Friday, December 02, 2005

Weigel on 'A Realist Sensibility' - Necessity & Caution

A realist sensibility is an essential component of the intellectual furniture of any Christian analyst or practicioner of international politics who would observe, in that dangerous arena, the first principle of sound medicine: first, do no harm. Idealism untethered to an Augustinian sense of the limits of human perfectability can erode into romanticism, and the bill, ultimately, will be paid in human lives and suffering. Neither the defeat of Nazi totalitarianism or the collapse of Marxism-Leninism has invalidated the enduring importance of the realist sensibility.

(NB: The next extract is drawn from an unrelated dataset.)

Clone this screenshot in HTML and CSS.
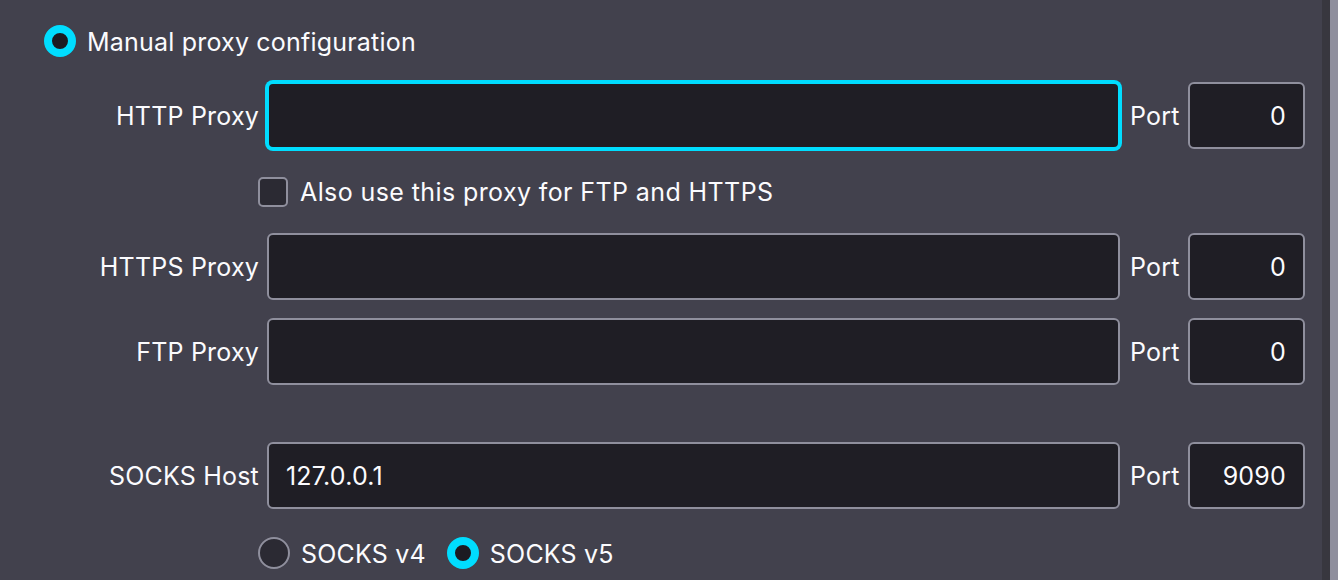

But realism absolutized carries its own dangers. It can lead to a prematurely foreshortened view of the possible. It can obscure the potential for good that arises from the ideas and activities of individuals and movements who work "off the headlines" of diplomacy and commerce, and whose impact cannnot be readily calculated according to the standard realist weights and measures of military power and economic capability. An absolutist form of realism can bifurcate the worlds of politics and morality by creating the false (and, in classic Catholic moral terms, unacceptable) image of international public life as an "amoral" arena. Finally, by minimizing the fact that, while it is certainly true that man sins, it is equally true that it is man who makes the judgement that he sins, absolute realism can blind itself to the opportunities for incremental improvement in the human condition that do exist because of the tug of conscience.

George Weigel, "Pacem In Terris: The Human Rights Revolution"
From Building a Free Society: Democracy, Capitalism and Catholic Social Teaching
edited by George Weigel, Robert Royal. Eerdmans Pub Co (October 1994).